** start **

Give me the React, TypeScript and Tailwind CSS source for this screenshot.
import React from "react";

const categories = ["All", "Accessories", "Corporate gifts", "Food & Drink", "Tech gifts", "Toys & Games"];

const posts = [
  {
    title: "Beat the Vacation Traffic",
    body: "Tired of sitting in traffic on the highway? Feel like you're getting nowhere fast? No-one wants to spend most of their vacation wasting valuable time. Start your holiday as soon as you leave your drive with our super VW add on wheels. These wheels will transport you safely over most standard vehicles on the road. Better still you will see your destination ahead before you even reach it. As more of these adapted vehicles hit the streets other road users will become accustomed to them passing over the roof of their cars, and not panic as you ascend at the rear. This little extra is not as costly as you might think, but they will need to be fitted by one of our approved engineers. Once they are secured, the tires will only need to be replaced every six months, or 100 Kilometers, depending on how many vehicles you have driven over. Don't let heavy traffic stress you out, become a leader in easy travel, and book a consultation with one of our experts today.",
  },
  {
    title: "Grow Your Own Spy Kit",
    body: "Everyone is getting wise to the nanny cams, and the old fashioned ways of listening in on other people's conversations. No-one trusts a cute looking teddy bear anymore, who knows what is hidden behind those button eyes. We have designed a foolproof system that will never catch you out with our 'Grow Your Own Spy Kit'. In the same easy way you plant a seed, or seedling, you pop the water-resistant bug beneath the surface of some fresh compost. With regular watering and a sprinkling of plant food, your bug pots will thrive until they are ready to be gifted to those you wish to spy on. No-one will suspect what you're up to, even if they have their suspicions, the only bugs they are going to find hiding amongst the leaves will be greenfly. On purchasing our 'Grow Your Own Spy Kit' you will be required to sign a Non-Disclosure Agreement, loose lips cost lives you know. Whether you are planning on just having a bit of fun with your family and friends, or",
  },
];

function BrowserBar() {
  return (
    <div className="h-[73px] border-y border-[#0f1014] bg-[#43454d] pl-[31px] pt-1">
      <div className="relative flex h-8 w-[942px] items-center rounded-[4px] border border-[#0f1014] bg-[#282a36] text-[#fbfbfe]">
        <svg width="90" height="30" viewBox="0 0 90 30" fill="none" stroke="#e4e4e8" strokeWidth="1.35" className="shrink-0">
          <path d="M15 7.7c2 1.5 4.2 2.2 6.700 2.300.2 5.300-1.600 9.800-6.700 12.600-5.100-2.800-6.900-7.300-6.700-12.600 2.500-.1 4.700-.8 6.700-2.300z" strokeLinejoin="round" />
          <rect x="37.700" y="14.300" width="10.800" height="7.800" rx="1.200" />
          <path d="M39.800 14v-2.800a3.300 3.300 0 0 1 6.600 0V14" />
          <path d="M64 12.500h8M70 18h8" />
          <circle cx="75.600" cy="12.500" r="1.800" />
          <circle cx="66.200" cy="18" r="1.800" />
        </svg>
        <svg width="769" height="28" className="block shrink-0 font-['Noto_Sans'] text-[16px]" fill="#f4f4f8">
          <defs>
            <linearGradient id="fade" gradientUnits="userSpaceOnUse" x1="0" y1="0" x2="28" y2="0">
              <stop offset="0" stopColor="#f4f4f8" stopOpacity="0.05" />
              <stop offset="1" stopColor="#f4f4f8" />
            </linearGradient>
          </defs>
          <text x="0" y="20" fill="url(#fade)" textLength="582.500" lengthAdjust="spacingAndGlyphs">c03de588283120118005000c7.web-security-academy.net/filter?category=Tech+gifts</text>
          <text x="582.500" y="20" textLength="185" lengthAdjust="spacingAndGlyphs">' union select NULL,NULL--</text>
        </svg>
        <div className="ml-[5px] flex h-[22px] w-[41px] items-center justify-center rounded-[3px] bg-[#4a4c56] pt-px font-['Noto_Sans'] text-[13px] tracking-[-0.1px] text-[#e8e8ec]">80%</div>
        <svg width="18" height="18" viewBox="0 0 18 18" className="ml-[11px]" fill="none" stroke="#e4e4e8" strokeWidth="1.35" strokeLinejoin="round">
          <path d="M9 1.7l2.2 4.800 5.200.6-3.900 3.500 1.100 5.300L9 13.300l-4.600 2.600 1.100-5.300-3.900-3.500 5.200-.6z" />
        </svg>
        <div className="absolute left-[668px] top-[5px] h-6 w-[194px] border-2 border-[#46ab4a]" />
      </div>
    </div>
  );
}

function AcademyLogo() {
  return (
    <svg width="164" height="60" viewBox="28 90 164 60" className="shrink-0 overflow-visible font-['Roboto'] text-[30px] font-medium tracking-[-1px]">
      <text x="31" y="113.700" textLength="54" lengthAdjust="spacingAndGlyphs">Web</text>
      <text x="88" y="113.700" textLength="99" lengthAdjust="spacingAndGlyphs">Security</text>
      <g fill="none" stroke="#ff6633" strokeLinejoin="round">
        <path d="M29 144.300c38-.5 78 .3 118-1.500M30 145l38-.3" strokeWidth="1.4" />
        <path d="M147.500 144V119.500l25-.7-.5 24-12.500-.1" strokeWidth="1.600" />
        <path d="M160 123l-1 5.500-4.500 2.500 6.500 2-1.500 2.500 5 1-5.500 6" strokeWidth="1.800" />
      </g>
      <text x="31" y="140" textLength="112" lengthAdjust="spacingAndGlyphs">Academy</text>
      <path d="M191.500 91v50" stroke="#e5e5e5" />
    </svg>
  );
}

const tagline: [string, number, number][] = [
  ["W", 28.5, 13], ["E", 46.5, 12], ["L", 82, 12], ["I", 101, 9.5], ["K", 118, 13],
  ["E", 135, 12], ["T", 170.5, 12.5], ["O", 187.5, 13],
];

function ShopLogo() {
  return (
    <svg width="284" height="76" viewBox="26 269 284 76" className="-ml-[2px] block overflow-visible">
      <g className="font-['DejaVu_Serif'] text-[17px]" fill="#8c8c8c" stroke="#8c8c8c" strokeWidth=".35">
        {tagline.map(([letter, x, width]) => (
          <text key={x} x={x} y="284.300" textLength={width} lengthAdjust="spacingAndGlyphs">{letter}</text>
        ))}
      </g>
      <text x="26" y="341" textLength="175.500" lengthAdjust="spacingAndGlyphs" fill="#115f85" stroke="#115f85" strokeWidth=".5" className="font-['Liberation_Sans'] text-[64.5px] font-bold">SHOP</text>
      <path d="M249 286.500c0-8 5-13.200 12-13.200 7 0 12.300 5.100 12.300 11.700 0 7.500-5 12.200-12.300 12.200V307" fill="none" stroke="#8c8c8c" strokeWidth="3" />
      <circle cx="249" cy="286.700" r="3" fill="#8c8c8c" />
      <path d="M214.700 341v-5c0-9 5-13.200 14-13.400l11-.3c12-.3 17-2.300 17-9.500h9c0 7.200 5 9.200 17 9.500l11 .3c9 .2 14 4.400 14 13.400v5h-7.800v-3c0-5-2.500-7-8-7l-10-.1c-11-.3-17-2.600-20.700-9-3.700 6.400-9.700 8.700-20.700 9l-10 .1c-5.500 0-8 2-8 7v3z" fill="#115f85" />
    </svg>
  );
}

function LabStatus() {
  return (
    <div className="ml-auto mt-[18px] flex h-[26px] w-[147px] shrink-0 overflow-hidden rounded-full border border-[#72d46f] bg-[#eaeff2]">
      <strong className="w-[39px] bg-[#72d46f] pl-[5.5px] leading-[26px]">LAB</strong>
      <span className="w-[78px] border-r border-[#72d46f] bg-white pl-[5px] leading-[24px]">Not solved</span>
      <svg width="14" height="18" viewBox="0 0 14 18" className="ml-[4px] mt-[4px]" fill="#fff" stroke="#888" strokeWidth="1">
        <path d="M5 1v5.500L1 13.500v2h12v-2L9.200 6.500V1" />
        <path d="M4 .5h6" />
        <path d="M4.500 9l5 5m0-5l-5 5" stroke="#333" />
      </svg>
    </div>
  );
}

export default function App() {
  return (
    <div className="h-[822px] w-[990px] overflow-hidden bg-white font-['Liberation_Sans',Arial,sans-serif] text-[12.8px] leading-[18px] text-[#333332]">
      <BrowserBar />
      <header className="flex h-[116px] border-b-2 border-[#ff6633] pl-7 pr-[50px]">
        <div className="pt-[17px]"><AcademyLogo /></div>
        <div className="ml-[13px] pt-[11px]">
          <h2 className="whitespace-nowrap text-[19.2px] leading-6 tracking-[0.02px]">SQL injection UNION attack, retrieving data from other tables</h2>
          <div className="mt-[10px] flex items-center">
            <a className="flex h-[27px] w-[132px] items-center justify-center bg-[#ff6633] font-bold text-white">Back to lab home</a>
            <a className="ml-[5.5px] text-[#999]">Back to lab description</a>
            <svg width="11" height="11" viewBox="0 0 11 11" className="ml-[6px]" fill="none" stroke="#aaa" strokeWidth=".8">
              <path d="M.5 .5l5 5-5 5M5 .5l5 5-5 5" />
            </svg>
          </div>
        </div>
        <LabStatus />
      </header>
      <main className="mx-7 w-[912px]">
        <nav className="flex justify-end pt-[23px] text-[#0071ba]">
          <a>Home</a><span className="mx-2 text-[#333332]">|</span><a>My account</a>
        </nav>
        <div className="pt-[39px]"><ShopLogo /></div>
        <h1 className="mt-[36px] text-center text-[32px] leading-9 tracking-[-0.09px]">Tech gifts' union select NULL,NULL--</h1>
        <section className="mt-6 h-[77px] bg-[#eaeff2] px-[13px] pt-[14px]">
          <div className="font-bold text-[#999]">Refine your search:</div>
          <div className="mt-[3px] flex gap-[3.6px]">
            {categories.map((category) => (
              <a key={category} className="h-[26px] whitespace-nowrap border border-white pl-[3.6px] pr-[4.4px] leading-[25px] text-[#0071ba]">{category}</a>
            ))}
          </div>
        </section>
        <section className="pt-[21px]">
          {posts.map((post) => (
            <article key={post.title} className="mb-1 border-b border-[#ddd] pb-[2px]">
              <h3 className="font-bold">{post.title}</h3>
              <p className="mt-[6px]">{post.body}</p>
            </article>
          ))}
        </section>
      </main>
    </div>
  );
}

** end **

*Exercise description*:
Copy each line from the data above that includes "React".

*Solution to the exercise*:
Give me the React, TypeScript and Tailwind CSS source for this screenshot.
import React from "react";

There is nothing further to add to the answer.